Copy out exactly the lines from the start of the data to the line containing "type Exon = [number, number];". Include both.

>> start Data segment

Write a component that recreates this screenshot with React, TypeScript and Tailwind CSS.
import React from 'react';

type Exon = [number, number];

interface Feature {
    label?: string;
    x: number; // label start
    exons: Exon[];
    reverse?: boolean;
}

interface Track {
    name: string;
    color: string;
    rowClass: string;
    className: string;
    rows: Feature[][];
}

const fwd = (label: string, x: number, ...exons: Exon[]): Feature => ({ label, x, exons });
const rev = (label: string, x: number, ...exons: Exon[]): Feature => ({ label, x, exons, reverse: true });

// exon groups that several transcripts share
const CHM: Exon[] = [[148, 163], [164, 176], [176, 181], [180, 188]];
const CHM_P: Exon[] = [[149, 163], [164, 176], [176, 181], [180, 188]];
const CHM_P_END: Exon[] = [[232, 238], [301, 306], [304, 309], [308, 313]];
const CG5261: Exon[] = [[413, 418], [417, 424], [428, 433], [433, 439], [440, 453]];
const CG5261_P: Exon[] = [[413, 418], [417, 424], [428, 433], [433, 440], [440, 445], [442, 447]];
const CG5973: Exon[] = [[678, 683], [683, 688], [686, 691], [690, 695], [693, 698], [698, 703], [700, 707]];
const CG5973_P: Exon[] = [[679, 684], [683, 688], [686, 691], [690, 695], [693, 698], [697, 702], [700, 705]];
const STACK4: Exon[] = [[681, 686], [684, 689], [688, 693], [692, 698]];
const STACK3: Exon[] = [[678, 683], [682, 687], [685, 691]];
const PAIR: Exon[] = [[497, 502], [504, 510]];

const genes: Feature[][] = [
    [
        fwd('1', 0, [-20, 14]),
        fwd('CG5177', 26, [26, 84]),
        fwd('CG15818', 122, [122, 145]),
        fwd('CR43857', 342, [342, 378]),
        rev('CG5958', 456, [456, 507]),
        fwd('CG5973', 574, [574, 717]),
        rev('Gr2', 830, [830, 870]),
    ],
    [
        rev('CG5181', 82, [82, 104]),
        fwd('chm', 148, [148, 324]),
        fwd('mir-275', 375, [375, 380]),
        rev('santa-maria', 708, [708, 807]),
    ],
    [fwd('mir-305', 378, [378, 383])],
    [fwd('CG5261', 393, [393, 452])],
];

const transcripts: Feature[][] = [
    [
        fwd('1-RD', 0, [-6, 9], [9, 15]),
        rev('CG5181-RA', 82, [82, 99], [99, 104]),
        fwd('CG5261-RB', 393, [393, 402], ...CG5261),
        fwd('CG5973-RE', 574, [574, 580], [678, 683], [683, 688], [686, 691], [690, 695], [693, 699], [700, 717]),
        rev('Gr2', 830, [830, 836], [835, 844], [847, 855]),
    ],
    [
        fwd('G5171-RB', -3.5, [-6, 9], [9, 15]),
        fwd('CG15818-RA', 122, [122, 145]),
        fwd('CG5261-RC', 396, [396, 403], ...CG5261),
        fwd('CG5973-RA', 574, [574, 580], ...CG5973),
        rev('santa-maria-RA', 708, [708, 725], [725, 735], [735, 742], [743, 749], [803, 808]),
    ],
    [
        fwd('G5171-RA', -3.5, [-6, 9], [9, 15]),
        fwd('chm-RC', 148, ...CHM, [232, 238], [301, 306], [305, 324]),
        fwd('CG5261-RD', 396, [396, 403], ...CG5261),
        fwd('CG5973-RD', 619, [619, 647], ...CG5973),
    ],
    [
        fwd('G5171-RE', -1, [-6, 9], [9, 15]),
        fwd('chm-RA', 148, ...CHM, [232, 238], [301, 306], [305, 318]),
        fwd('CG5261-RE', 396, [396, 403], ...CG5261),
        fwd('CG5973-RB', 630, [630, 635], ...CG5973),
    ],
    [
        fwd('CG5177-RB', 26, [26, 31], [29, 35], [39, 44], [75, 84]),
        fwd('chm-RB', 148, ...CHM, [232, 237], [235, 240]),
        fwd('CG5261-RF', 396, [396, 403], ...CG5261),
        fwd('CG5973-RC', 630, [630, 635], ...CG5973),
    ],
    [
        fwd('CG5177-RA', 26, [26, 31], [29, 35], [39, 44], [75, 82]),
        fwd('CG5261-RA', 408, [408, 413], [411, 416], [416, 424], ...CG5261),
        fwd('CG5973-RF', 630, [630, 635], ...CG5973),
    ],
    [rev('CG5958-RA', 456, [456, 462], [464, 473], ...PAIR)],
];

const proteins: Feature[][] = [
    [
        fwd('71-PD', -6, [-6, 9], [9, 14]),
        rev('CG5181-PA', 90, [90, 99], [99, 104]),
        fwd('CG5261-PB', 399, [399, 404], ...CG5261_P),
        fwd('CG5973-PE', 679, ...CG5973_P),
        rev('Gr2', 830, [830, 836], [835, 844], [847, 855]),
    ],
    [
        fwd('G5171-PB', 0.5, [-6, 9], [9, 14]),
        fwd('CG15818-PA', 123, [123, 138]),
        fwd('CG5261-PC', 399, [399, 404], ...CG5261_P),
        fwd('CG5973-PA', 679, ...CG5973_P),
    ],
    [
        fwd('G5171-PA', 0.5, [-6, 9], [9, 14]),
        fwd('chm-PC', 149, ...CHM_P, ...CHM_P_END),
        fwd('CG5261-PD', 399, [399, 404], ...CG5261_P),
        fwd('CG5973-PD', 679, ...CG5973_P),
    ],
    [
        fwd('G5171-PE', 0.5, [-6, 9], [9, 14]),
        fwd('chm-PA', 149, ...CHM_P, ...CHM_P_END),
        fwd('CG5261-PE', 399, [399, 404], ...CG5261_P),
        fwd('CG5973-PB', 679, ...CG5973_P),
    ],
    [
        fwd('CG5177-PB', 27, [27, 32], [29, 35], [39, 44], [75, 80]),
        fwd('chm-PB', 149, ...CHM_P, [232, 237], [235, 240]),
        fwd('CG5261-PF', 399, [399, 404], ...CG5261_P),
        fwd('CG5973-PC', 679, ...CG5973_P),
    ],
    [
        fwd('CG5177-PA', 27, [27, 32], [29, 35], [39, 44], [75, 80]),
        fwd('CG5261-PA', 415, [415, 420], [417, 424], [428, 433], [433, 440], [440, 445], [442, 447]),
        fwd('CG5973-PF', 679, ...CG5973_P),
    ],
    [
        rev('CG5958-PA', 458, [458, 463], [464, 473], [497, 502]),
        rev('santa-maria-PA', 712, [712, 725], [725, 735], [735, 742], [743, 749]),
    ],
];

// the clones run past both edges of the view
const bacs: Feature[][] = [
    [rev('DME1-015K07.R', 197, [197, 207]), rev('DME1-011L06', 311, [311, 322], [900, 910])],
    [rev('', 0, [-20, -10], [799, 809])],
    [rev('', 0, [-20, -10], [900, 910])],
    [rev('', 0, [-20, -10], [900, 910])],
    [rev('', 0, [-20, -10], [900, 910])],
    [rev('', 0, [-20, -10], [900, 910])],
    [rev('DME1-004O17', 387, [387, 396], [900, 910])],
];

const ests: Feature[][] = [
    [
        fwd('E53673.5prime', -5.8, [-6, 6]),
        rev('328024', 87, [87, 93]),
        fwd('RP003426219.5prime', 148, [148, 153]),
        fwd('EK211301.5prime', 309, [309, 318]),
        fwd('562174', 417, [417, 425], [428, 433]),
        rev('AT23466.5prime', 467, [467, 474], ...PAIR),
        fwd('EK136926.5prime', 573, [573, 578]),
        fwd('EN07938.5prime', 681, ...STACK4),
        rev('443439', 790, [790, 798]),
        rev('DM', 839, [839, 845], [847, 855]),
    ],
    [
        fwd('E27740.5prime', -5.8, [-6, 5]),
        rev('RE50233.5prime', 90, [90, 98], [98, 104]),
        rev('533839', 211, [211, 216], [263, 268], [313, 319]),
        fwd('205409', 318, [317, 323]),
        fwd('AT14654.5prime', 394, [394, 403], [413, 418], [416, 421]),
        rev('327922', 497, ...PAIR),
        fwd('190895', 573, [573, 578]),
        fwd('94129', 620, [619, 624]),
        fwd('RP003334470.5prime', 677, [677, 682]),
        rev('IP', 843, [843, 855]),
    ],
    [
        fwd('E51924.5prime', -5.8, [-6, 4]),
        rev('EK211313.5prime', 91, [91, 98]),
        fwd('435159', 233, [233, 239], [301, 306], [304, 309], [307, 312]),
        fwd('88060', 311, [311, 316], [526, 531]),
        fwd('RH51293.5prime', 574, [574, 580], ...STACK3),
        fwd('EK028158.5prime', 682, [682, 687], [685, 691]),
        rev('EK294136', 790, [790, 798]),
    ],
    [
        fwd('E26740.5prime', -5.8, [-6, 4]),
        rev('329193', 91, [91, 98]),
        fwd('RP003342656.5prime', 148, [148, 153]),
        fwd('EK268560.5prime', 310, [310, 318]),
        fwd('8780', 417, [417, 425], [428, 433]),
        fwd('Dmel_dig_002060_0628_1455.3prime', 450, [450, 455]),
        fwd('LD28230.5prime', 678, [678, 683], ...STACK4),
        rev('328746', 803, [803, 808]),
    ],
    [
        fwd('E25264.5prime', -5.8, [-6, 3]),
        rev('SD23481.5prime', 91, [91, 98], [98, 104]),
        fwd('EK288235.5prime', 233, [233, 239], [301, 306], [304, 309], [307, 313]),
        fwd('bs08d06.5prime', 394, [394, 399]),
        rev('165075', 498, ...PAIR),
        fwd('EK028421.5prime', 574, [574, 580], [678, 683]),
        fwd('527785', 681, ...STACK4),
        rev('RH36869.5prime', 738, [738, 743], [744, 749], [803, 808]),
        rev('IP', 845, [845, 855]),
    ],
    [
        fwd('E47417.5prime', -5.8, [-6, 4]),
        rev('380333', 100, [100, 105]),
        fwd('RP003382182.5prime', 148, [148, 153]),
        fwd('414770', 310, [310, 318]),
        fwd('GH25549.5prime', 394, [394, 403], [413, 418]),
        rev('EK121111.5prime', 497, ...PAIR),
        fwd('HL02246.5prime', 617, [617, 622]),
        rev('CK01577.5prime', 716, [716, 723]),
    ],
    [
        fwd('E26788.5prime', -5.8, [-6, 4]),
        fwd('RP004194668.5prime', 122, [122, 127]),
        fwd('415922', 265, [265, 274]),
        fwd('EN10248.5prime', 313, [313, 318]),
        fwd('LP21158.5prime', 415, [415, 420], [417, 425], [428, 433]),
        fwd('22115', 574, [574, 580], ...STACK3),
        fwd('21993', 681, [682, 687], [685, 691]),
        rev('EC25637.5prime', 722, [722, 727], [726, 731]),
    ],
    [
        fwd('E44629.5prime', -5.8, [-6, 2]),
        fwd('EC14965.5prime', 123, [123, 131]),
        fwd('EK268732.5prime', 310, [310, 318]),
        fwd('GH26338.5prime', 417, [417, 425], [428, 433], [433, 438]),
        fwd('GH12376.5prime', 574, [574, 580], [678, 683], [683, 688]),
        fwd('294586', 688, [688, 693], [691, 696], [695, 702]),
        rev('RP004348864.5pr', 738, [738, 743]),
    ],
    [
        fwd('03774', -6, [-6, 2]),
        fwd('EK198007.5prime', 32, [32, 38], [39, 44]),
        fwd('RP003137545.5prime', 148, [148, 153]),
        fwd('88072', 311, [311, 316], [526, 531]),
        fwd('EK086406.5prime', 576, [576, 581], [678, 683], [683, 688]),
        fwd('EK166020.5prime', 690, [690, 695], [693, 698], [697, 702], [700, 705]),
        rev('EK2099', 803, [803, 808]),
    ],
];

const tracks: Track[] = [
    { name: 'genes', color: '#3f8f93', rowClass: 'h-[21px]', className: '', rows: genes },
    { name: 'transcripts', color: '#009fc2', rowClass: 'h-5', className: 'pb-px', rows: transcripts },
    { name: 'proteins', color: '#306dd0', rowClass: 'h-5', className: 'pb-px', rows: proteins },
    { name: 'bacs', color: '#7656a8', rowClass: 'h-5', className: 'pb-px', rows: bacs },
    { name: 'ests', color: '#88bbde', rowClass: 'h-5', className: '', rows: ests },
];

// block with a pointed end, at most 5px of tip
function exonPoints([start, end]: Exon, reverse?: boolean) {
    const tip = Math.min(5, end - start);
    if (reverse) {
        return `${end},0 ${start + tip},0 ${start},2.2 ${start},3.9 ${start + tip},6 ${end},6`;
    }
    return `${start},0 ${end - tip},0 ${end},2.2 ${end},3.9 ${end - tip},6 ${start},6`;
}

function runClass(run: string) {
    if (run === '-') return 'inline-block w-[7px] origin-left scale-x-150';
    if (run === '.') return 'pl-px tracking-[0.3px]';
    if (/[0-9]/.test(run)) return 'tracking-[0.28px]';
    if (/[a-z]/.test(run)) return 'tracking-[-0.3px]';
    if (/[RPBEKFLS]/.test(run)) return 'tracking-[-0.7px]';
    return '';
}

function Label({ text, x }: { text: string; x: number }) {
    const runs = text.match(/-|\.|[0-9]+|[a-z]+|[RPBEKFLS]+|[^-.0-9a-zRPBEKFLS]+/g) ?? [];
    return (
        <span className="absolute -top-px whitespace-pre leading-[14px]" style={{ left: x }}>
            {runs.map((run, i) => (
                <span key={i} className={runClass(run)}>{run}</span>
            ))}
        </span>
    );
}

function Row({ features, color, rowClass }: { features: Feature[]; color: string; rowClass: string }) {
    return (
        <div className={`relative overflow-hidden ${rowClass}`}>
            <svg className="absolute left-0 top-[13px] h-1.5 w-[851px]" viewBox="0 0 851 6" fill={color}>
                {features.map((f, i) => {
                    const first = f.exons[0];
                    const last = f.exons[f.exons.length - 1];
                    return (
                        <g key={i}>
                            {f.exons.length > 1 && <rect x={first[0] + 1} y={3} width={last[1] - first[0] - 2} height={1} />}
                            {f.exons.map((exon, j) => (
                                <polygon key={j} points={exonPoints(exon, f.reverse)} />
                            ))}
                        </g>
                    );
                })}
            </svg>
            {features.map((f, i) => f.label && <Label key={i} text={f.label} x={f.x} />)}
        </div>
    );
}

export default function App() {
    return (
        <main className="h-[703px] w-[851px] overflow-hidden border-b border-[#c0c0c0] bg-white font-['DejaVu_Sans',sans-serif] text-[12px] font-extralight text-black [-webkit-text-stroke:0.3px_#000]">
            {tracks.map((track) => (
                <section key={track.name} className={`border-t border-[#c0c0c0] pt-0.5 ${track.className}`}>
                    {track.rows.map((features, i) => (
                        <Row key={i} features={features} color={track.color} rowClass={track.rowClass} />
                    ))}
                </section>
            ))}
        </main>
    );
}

>> end Data segment

**Response to this exercise**
Write a component that recreates this screenshot with React, TypeScript and Tailwind CSS.
import React from 'react';

type Exon = [number, number];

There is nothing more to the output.